I’m going to use the words Government and Empire interchangeably for a few minutes. I know they are not the same. Not every government is also an empire, but our’s is.

Both government and Empire work on the same principles… people are either satisfied enough that making trouble is too much hassle or they are too afraid to bother… or not enough people join in to make it effective. Governments all over the world still spend their days working out how much their citizens will put up with. Will they pay this much tax? Will they wait this long for treatment? Will they put up with this much unemployment and this much benefit support? How many children need to be living in poverty before people start to bother? Will people pick up the slack through food banks and charity?

It takes a lot to change the mind of a government.

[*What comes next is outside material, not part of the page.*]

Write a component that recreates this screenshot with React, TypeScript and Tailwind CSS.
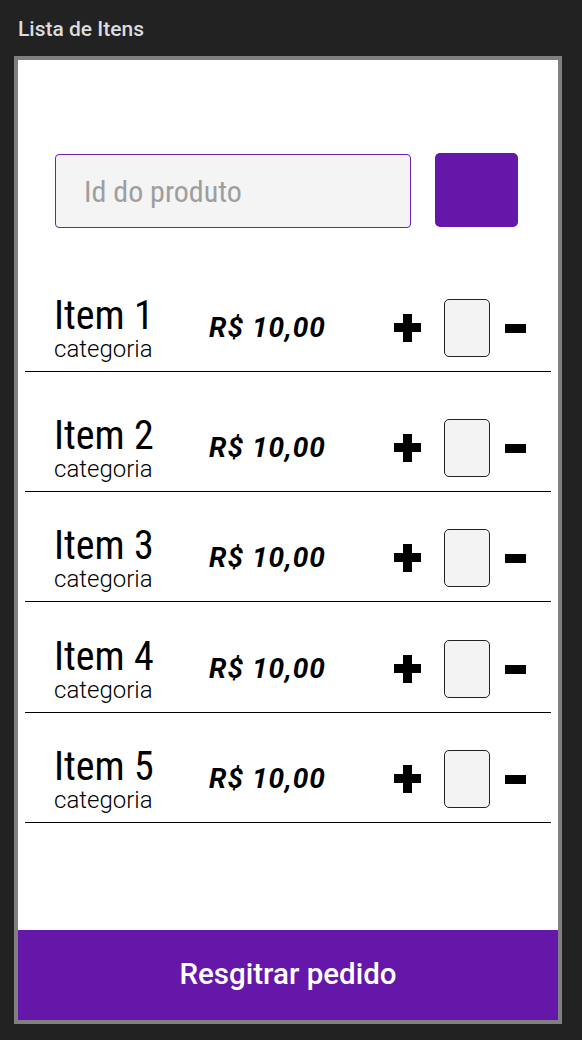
import React from 'react';

const items = [
  { name: 'Item 1', h: 'h-[110px]' },
  { name: 'Item 2', h: 'h-[120px]' },
  { name: 'Item 3', h: 'h-[110px]' },
  { name: 'Item 4', h: 'h-[111px]' },
  { name: 'Item 5', h: 'h-[110px]' },
];

function Plus() {
  return (
    <div className="relative w-[27px] h-[28px]">
      <div className="absolute left-0 top-[9px] w-[27px] h-[9px] bg-black" />
      <div className="absolute left-[9px] top-0 w-[9px] h-[28px] bg-black" />
    </div>
  );
}

export default function App() {
  return (
    <div className="w-[582px] h-[1040px] bg-[#222222] font-['Roboto',sans-serif] overflow-hidden">
      <div className="h-[56px] pl-[18px] pt-[19px]">
        <h1 className="text-[21px] leading-[21px] font-medium text-[#dcdcdc]">Lista de Itens</h1>
      </div>

      <div className="ml-[14px] w-[548px] h-[968px] border-4 border-[#808080] bg-white flex flex-col">
        <div className="flex items-start pl-[37px] pt-[93px]">
          <input
            placeholder="Id do produto"
            className="mt-[1px] w-[356px] h-[74px] rounded-[4px] border border-[#6a1fb0] bg-[#f4f4f4] pl-[28px] text-[30px] [font-stretch:75%] text-black placeholder:text-[#9e9e9e] outline-none"
          />
          <button className="ml-[24px] w-[83px] h-[74px] rounded-[5px] bg-[#6517a9]" />
        </div>

        <div className="mt-[34px] px-[7px]">
          {items.map((item) => (
            <div key={item.name} className={`${item.h} border-b border-black flex items-end pb-[14px]`}>
              <div className="flex items-center h-[58px] w-full">
                <div className="pl-[29px] w-[184px] shrink-0">
                  <div className="text-[40px] leading-[40px] [font-stretch:75%] text-black">{item.name}</div>
                  <div className="mt-[1px] text-[24px] leading-[24px] font-light text-black">categoria</div>
                </div>
                <div className="w-[185px] shrink-0 text-[28px] tracking-[1px] font-bold italic text-black">R$ 10,00</div>
                <Plus />
                <div className="ml-[23px] w-[46px] h-[58px] rounded-[5px] border border-[#222] bg-[#f3f3f3]" />
                <div className="ml-[15px] w-[21px] h-[9px] bg-black" />
              </div>
            </div>
          ))}
        </div>

        <button className="mt-auto h-[90px] pb-[2px] bg-[#6517a9] text-white text-[29.5px] font-medium flex items-center justify-center">
          Resgitrar pedido
        </button>
      </div>
    </div>
  );
}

But Jesus isn’t inciting a riot. Far from it. So, what is he doing? Because he’s absolutely talking about what we might now call regime change!

Empire is one kind of kingdom. One system. But there’s another way. An opposite way. Jesus calls this other way ‘the Kingdom of God’ and it is in complete contrast to the Empire.

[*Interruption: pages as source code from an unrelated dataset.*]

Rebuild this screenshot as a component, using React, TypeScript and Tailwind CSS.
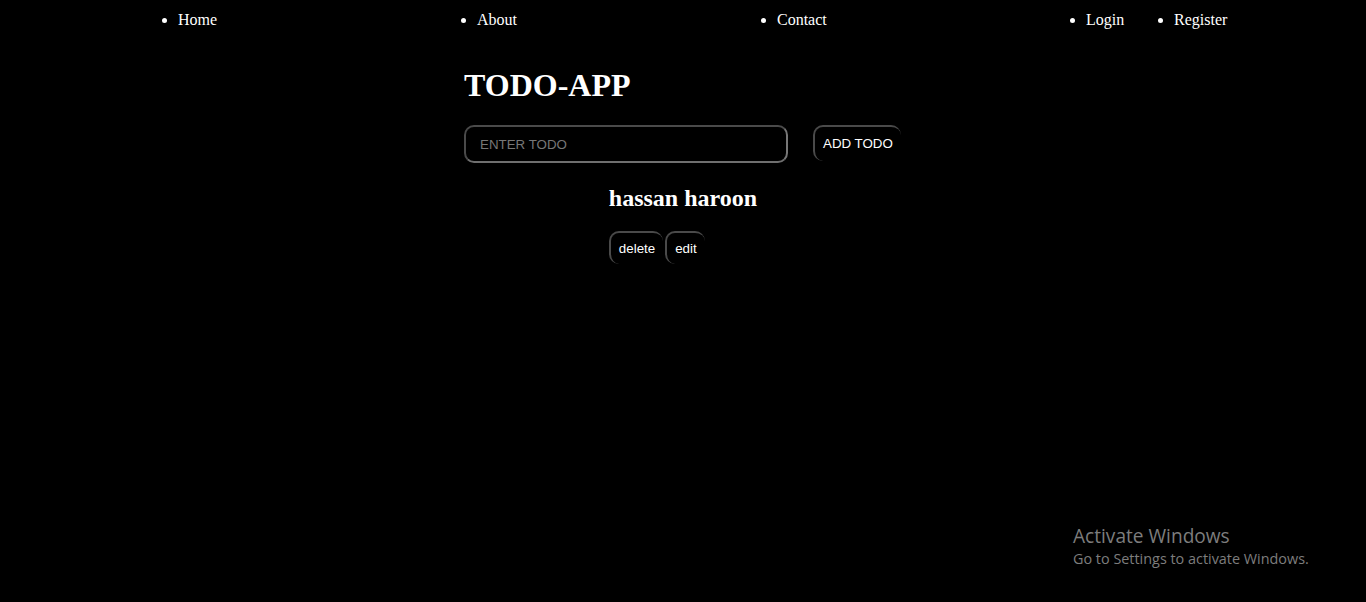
import React from "react";

const serif = { fontFamily: '"Liberation Serif", "Times New Roman", serif' };

export default function App() {
  return (
    <div className="relative h-[602px] w-full overflow-hidden bg-black text-white" style={serif}>
      <nav className="h-[40px]">
        <ul className="flex list-disc pl-[178px] pt-[10px] text-[16px] leading-[20px]">
          <li className="w-[299px]">Home</li>
          <li className="w-[300px]">About</li>
          <li className="w-[309px]">Contact</li>
          <li className="w-[88px]">Login</li>
          <li>Register</li>
        </ul>
      </nav>
      <div className="mx-auto w-[438px]">
        <h1 className="mt-[27px] text-[32px] font-bold leading-[37px]">TODO-APP</h1>
        <div className="mt-[21px] flex items-start">
          <input
            placeholder="ENTER TODO"
            className="h-[38px] w-[324px] rounded-[10px] border-2 border-[#4a4a4a] border-b-[#6f6f6f] border-r-[#777] bg-black px-[14px] text-[13.33px] text-white outline-none placeholder:text-[#777]"
            style={{ fontFamily: '"Liberation Sans", Arial, sans-serif' }}
          />
          <button
            className="ml-[25px] h-[36px] rounded-[10px] border-l-2 border-t-2 border-[#4a4a4a] bg-black pl-[8px] pr-[8px] text-[13.33px] text-white"
            style={{ fontFamily: '"Liberation Sans", Arial, sans-serif' }}
          >
            ADD TODO
          </button>
        </div>
      </div>
      <div className="mt-[21px] flex justify-center">
        <div>
          <h2 className="text-[24px] font-bold leading-[28px]">hassan haroon</h2>
          <div className="mt-[19px] flex gap-[2px]" style={{ fontFamily: '"Liberation Sans", Arial, sans-serif' }}>
            <button className="h-[33px] rounded-[10px] border-l-2 border-t-2 border-[#4a4a4a] bg-black px-[8px] text-[13.33px] text-white">
              delete
            </button>
            <button className="h-[33px] rounded-[10px] border-l-2 border-t-2 border-[#4a4a4a] bg-black px-[8px] text-[13.33px] text-white">
              edit
            </button>
          </div>
        </div>
      </div>
      <div
        className="absolute left-[1073px] top-[523px] text-[#7d7d7d]"
        style={{ fontFamily: '"Open Sans", "Noto Sans", sans-serif' }}
      >
        <div className="text-[19.1px] leading-[26px]">Activate Windows</div>
        <div className="text-[14.4px] leading-[20px]">Go to Settings to activate Windows.</div>
      </div>
    </div>
  );
}
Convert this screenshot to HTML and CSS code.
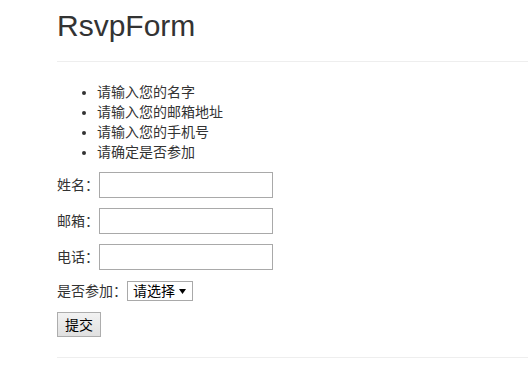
FILE: index.html
```html
<!doctype html>
<html lang="zh-CN">

<head>
	<meta charset="utf-8">
	<meta name="viewport" content="width=device-width, initial-scale=1">
	<title>RsvpForm</title>
	<link rel="stylesheet" href="styles.css">
</head>

<body>

	<div class="container">

		<h1 class="title">RsvpForm</h1>
		<hr class="line">

		<ul class="hints">
			<li>请输入您的名字</li>
			<li>请输入您的邮箱地址</li>
			<li>请输入您的手机号</li>
			<li>请确定是否参加</li>
		</ul>

		<form class="rsvp">
			<div class="rsvp-row">
				<label class="rsvp-label" for="name">姓名：</label>
				<input class="rsvp-input" id="name" type="text">
			</div>
			<div class="rsvp-row">
				<label class="rsvp-label" for="email">邮箱：</label>
				<input class="rsvp-input" id="email" type="text">
			</div>
			<div class="rsvp-row">
				<label class="rsvp-label" for="phone">电话：</label>
				<input class="rsvp-input" id="phone" type="text">
			</div>
			<div class="rsvp-row rsvp-row--select">
				<label class="rsvp-label" for="attend">是否参加：</label>
				<select class="rsvp-select" id="attend">
					<option>请选择</option>
					<option>参加</option>
					<option>不参加</option>
				</select>
			</div>
			<button class="rsvp-btn" type="button">提交</button>
		</form>

		<hr class="line line--bottom">

	</div>

</body>
</html>
```

FILE: styles.css
```css
:root {
	--font-family: 'Liberation Sans', 'Noto Sans CJK SC', sans-serif;
	--color: #333;
	--line: #eee;
	--field-border: #a9a9a9;
}

*,
::after,
::before {
	box-sizing: border-box;
	margin: 0;
	padding: 0;
}

body {
	color: var(--color);
	font: 400 14px/20px var(--font-family);
	background: #fff;
}

.container {
	padding-left: 57px;
}

/* Заголовок */

.title {
	margin-top: 9px;
	font-size: 30px;
	font-weight: 400;
	line-height: 33px;
}

.line {
	height: 0;
	margin-top: 19px;
	border: 0;
	border-top: 1px solid var(--line);
}

.line--bottom {
	margin-top: 20px;
}

/* Список подсказок */

.hints {
	margin: 20px 0 10px;
	padding-left: 40px;
}

/* Форма */

.rsvp-row {
	display: flex;
	align-items: center;
	height: 26px;
	margin-bottom: 10px;
}

.rsvp-row--select {
	height: 22px;
}

.rsvp-label {
	white-space: nowrap;
}

.rsvp-input {
	width: 174px;
	height: 26px;
	padding: 0 4px;
	font: inherit;
	border: 1px solid var(--field-border);
	outline: none;
}

.rsvp-select {
	width: 66px;
	height: 20px;
	padding: 0 12px 0 5px;
	color: #000;
	font: 14px/18px var(--font-family);
	background: #fff url('data:image/svg+xml,%3Csvg xmlns="http://www.w3.org/2000/svg" viewBox="0 0 7 5"%3E%3Cpath d="M0 0H7L3.5 5Z" fill="%23000"/%3E%3C/svg%3E') no-repeat right 6px center / 7px 5px;
	border: 1px solid var(--field-border);
	border-radius: 0;
	-webkit-appearance: none;
	-moz-appearance: none;
	appearance: none;
}

.rsvp-btn {
	display: block;
	width: 44px;
	height: 25px;
	color: #000;
	font: 14px/20px var(--font-family);
	background: linear-gradient(#f2f2f2, #e0e0e0);
	border: 1px solid #adadad;
	border-radius: 0;
}
```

The kingdom of God is based on love, not hate. Joy, not fear. Peace, not violence. Sharing, not greed. Compassion, not selfishness.

But that seems so far away from the way things are. How do you make the change from one kingdom to the other?

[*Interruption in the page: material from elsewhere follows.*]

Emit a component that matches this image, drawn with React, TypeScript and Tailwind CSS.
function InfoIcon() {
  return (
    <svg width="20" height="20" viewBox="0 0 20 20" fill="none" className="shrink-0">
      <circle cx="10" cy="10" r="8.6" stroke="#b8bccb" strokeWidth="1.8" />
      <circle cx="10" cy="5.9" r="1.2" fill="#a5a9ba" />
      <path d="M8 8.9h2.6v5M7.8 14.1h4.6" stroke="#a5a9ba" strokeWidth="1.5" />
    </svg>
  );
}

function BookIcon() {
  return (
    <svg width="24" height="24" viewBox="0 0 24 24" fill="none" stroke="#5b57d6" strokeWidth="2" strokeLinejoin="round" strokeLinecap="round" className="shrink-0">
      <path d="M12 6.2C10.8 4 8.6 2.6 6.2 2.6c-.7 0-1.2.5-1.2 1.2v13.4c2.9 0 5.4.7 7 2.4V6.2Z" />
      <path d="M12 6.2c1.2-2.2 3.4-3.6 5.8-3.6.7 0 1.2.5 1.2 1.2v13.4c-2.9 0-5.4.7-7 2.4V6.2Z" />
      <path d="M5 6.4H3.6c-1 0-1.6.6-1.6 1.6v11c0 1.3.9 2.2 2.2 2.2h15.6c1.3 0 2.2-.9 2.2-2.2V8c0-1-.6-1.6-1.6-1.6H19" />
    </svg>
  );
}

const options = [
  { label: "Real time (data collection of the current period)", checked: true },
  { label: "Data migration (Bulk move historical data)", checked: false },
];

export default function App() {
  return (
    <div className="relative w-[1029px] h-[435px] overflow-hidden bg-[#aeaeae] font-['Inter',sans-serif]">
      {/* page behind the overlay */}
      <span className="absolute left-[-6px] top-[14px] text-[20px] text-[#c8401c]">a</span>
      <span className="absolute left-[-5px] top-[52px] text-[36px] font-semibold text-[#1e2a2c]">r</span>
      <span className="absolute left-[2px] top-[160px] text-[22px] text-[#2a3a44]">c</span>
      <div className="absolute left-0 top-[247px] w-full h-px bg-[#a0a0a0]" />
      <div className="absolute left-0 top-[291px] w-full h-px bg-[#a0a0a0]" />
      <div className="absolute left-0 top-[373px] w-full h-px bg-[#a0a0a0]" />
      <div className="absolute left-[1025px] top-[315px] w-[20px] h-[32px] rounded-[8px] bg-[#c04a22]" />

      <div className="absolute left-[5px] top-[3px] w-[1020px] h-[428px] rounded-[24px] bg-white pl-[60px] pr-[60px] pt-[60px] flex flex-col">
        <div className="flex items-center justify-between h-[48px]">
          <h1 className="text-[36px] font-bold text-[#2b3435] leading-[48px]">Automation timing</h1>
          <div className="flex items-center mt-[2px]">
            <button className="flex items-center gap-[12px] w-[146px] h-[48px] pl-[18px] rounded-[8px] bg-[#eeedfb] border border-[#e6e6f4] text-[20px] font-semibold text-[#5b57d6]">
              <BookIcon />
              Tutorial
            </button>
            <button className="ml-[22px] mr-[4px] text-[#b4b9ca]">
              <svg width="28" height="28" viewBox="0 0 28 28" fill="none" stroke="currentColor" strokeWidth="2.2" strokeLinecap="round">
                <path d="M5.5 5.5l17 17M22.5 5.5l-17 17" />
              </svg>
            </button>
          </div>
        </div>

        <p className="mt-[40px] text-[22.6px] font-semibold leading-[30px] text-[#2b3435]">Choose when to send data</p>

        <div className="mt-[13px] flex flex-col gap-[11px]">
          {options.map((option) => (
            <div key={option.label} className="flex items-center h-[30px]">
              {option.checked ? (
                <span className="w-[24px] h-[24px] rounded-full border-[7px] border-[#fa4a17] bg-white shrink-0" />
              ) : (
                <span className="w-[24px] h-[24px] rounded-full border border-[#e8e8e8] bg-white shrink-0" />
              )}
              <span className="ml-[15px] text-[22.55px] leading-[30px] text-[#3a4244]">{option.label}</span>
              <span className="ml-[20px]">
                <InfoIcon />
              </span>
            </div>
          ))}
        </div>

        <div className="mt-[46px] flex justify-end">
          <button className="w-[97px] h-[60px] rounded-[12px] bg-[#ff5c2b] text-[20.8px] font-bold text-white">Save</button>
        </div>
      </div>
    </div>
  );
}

Well, the question Jesus poses is this… what is that you are afraid of? What’s the worst thing that could happen? The answer is simple. You could end up nailed to a cross.

The cross is the thing that hold power. It is the symbol of fear, or suffering and of oppression. It’s the symbol of Empire. It’s not for us. Now the cross symbolises something very different. But to make the switch people need to not be scared of it anymore. They need a way to embrace the cross and to take away their fear.

And Jesus gives them it…


So, when Jesus says, “If any want to become my followers, let them deny themselves and take up their cross and follow me” he’s talking about leaving behind the selfish system of empire where the measure of the wellbeing of a society is the profit it made and the increase in wealth.

When Jesus says  “For those who want to save their life will lose it, and those who lose their life for my sake, and for the sake of the gospel, will save it” he means that our lives as we know them will be completely different. We will step away from our self-destructive ways of living and regain the life that God intends for us. Jesus is talking about life and death, or rather living and dying.

He’s talking about the things that matter.  He’s talking about the life that God wants for us.

This is a call to embrace life. To not be afraid of the systems of death and destruction but to step away from them and live a different way.

But that has consequences.

People will point and stare.
People will call you mad or weird or dangerous.
because the system doesn’t like rivals.

People will call you all sorts of names.
People will undermine you and accuse you
because the system can’t stand when someone points out the lies that it is based on.

Jesus will eventually find himself nailed to a cross by the empire.
But in that moment,
even in that darkest of moments,
Jesus show that he was telling the truth.
The cross has no power.
Death is not to be feared.
Life wins because love wins…
love wins every time.

This isn’t easy. I can’t even stay off the chocolate for lent or get myself out the door for a run, even on a sunny day. How on earth am I going to completely change the way I live?

Perhaps by having an example. A role model. Someone to follow who has been there and done it all.

I said earlier that the people hearing Jesus say this didn’t have our knowledge of how the story ends. But the readers of Mark’s Gospel did. The people who believed and started to follow did.

The cross was transformed by Jesus’ life and death and resurrection from a symbol of torture and oppression and death into a symbol of hope, of forgiveness, of life.

Why would you not want to take up that cross, and in doing so step into the life God has prepared for each of us.